▶ Provided data:
· · · · ·

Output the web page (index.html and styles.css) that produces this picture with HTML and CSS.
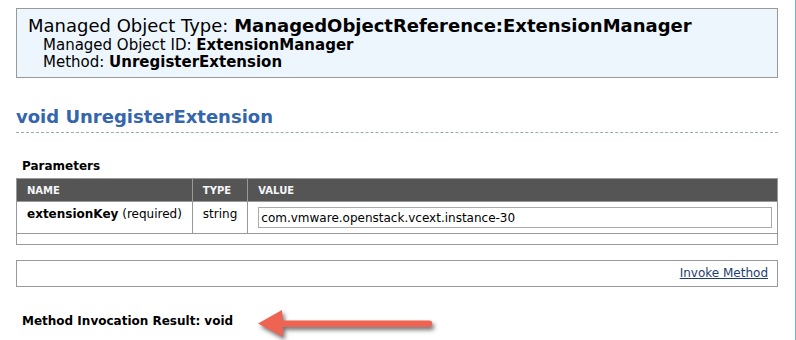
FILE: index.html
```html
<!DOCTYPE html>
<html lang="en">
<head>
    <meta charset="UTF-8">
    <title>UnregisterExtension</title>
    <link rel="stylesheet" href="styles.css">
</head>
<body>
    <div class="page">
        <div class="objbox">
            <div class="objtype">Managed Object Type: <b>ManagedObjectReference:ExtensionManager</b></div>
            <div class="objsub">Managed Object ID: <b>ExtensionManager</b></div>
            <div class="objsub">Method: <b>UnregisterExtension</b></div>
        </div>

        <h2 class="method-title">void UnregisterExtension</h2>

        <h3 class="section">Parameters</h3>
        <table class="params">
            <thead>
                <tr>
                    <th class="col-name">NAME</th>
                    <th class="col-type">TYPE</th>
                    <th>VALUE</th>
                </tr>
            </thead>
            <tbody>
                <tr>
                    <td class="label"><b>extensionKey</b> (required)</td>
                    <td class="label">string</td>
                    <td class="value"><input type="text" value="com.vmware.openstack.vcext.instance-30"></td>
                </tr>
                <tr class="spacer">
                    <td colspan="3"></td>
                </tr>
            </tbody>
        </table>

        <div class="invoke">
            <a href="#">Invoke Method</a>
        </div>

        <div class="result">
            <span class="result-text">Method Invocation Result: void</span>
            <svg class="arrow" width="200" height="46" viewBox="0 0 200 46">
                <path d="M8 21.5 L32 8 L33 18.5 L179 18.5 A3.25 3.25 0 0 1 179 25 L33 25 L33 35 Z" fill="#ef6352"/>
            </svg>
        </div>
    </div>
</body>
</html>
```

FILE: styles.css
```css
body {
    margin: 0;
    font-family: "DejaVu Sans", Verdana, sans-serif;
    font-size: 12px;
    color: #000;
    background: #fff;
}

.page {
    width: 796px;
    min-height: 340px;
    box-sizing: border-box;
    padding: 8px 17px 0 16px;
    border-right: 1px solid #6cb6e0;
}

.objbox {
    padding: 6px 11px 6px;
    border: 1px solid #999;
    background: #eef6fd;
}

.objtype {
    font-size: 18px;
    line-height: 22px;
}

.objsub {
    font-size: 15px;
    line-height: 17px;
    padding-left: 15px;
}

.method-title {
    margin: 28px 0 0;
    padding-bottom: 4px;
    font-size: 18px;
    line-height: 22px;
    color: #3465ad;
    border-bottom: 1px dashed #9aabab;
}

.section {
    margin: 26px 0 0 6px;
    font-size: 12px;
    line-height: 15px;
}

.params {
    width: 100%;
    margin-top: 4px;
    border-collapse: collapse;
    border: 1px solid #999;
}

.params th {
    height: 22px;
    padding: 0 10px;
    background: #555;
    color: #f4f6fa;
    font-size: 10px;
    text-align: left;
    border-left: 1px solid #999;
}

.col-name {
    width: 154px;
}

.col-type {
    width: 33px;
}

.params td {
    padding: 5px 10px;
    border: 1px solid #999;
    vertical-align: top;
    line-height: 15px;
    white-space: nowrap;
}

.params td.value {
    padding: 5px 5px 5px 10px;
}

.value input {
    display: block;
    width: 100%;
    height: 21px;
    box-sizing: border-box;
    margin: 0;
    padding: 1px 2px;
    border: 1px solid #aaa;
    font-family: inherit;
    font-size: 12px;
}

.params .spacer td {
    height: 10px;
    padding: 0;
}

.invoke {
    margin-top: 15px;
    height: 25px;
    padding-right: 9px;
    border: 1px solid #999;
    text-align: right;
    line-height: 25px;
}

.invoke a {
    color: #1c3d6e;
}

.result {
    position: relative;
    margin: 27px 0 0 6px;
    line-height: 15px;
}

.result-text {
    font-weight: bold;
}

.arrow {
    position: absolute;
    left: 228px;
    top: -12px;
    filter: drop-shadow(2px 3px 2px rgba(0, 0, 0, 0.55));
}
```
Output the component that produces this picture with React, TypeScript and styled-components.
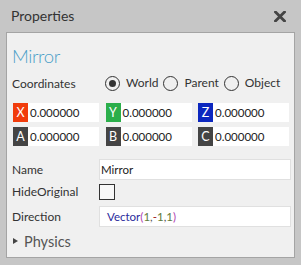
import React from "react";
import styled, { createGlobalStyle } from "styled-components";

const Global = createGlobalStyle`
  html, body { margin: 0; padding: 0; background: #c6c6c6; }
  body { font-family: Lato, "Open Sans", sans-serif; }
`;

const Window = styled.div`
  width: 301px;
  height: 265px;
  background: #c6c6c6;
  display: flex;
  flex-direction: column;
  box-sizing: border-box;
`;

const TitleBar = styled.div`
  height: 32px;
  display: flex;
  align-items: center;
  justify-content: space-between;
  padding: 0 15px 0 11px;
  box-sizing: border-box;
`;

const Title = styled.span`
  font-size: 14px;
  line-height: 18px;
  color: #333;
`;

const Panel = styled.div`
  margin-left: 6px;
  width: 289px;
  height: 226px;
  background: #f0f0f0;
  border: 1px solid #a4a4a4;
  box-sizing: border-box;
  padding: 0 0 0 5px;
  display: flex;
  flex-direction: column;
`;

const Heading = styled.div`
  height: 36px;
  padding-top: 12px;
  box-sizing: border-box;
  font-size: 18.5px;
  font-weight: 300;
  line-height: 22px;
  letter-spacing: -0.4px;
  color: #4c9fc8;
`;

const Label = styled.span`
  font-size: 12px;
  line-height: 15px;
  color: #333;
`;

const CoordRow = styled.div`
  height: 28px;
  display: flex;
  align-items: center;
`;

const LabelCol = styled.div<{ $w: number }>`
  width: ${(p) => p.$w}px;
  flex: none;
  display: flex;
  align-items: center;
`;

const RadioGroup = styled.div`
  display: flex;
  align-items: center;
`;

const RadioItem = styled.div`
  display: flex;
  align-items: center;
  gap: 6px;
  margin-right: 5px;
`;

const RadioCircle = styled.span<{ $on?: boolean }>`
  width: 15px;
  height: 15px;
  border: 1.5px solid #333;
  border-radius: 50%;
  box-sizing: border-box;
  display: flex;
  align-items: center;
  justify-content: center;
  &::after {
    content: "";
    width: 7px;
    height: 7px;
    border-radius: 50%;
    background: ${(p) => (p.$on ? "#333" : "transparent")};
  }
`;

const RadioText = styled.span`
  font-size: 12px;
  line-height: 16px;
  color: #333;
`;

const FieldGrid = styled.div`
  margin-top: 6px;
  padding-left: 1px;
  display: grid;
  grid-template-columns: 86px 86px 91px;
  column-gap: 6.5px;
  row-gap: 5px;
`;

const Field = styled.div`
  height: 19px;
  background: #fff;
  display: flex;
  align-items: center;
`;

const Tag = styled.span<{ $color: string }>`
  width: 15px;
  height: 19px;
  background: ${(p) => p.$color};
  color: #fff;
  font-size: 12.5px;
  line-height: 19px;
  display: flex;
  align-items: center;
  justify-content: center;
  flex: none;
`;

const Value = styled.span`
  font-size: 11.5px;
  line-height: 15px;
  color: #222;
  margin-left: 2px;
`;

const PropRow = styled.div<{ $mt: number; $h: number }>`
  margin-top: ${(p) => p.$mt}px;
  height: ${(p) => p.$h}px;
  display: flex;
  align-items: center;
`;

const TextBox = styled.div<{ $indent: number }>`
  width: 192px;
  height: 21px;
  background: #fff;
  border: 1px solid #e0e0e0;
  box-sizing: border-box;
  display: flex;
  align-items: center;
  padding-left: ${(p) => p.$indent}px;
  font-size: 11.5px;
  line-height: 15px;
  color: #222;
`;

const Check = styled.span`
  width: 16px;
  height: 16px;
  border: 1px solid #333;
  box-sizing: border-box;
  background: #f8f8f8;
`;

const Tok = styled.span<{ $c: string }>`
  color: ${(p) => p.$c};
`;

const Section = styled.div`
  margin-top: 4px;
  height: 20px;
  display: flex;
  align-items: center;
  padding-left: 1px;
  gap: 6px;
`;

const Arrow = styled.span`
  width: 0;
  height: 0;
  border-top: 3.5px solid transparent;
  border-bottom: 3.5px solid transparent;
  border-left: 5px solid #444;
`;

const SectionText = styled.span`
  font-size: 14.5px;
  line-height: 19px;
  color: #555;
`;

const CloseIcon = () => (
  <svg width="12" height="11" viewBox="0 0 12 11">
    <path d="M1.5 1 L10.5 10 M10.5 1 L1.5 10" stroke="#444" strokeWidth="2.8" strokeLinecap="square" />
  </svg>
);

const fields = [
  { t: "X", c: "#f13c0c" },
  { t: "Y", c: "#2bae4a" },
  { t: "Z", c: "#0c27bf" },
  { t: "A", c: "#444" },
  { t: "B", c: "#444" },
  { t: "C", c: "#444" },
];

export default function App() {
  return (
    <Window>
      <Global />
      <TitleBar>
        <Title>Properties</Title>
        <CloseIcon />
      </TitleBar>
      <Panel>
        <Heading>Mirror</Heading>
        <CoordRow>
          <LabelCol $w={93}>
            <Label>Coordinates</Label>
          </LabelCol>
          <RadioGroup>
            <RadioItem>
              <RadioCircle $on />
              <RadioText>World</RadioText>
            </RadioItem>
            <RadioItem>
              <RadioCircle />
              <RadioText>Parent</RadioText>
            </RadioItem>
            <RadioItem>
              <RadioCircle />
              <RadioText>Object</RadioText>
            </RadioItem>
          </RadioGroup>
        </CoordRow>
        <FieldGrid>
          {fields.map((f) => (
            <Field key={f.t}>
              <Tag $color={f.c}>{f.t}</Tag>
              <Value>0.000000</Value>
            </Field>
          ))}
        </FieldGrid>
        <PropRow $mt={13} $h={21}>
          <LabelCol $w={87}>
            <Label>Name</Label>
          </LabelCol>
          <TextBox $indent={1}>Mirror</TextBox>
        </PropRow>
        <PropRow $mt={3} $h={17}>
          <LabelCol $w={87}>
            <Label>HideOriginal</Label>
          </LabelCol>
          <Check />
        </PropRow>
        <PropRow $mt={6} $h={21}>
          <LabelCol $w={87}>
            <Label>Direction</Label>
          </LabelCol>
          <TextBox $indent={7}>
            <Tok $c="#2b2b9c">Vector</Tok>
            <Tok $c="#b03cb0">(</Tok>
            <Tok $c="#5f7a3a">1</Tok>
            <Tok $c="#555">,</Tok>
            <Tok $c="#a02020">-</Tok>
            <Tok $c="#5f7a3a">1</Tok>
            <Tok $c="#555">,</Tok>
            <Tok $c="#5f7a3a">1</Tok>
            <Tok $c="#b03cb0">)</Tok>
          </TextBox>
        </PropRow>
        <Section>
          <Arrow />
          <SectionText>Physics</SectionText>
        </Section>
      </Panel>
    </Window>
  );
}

· · · · ·

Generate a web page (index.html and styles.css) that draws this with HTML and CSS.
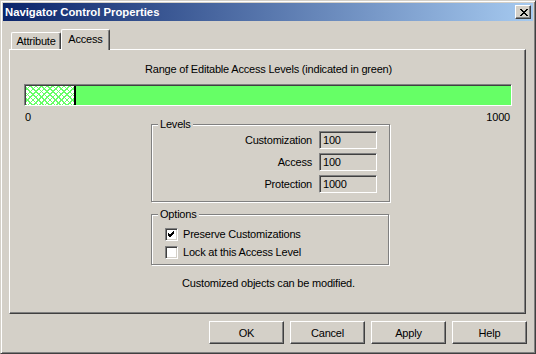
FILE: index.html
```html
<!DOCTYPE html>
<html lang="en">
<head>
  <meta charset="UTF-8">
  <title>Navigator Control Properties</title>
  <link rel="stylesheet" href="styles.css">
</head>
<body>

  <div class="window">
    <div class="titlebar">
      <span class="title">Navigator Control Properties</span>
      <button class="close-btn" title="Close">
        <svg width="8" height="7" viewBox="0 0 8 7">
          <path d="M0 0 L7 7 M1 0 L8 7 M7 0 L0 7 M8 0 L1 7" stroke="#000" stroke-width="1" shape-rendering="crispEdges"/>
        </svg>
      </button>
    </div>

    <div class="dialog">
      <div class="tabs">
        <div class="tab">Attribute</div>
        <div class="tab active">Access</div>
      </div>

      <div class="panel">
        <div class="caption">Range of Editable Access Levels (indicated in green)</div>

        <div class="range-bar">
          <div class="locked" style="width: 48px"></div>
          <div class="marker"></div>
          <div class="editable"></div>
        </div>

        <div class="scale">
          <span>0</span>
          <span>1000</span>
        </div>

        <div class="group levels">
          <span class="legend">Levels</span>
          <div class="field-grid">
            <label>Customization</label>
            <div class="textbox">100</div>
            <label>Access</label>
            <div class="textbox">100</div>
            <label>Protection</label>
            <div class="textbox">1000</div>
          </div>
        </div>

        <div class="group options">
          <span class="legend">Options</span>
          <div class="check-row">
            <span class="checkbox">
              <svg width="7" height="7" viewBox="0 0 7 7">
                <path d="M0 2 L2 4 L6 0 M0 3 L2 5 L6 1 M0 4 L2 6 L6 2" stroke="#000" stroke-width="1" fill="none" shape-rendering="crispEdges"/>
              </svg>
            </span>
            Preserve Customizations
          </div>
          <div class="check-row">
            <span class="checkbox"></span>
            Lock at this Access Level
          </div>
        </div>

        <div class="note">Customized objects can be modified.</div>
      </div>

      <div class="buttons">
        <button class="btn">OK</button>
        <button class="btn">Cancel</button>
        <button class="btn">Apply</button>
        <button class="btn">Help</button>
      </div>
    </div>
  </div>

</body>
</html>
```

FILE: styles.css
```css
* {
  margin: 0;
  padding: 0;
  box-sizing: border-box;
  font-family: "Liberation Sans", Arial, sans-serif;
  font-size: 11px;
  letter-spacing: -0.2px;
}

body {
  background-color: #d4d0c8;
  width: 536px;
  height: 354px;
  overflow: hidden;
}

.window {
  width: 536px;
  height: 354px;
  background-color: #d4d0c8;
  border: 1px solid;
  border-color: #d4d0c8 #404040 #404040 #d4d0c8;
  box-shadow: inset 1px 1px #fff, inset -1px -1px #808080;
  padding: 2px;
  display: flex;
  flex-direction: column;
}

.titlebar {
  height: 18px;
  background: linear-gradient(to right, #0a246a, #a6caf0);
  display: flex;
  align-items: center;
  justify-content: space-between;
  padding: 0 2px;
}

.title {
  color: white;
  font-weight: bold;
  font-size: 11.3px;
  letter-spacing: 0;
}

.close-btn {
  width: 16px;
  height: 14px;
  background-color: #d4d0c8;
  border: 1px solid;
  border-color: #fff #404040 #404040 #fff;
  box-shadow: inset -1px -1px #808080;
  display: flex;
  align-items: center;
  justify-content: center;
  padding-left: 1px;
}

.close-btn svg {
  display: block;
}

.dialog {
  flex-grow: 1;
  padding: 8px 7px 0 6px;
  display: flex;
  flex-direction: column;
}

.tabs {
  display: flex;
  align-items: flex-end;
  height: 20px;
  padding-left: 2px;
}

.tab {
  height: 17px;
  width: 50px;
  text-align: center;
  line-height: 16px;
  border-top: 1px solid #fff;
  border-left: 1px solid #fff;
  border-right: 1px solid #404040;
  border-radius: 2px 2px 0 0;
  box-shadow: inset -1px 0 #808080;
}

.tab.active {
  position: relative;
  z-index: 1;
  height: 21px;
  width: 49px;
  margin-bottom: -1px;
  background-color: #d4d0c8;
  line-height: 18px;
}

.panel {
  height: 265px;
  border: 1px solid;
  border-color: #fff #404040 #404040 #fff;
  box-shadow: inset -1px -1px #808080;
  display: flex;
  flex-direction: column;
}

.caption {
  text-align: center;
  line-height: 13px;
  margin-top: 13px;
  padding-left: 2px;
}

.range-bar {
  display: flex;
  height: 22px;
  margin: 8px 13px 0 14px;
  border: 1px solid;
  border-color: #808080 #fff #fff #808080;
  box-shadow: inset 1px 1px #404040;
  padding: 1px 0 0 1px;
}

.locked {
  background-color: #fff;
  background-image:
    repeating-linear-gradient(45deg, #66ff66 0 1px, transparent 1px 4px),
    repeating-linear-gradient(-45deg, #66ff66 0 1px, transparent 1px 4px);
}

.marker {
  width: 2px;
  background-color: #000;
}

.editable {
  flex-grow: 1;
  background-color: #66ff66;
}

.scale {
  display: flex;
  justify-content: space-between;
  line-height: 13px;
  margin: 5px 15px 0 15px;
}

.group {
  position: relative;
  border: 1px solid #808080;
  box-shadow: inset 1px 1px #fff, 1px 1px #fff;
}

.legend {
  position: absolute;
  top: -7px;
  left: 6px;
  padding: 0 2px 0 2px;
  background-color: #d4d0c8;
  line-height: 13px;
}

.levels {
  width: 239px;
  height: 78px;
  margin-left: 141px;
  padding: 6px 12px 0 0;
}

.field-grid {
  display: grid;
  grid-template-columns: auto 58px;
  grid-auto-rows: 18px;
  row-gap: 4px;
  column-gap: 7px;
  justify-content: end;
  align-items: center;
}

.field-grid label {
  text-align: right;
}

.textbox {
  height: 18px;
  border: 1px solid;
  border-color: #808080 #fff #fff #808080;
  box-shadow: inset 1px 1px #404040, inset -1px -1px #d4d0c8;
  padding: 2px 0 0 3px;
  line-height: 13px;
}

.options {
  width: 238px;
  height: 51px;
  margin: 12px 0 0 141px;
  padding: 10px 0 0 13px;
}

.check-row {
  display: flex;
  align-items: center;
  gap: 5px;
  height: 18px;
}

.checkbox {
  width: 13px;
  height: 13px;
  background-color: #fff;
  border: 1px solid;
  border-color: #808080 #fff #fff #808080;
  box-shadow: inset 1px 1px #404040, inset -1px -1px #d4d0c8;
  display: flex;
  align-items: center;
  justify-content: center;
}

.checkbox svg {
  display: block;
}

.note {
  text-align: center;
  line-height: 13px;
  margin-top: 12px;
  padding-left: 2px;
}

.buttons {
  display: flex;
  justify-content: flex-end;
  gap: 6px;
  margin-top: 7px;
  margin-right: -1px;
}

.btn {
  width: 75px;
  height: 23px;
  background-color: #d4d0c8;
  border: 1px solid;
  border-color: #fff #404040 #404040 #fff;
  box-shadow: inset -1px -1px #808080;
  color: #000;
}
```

· · · · ·

▶ Work to do: Go through the entries above and copy every line containing "produces".

▶ Written answer:
Output the web page (index.html and styles.css) that produces this picture with HTML and CSS.
Output the component that produces this picture with React, TypeScript and styled-components.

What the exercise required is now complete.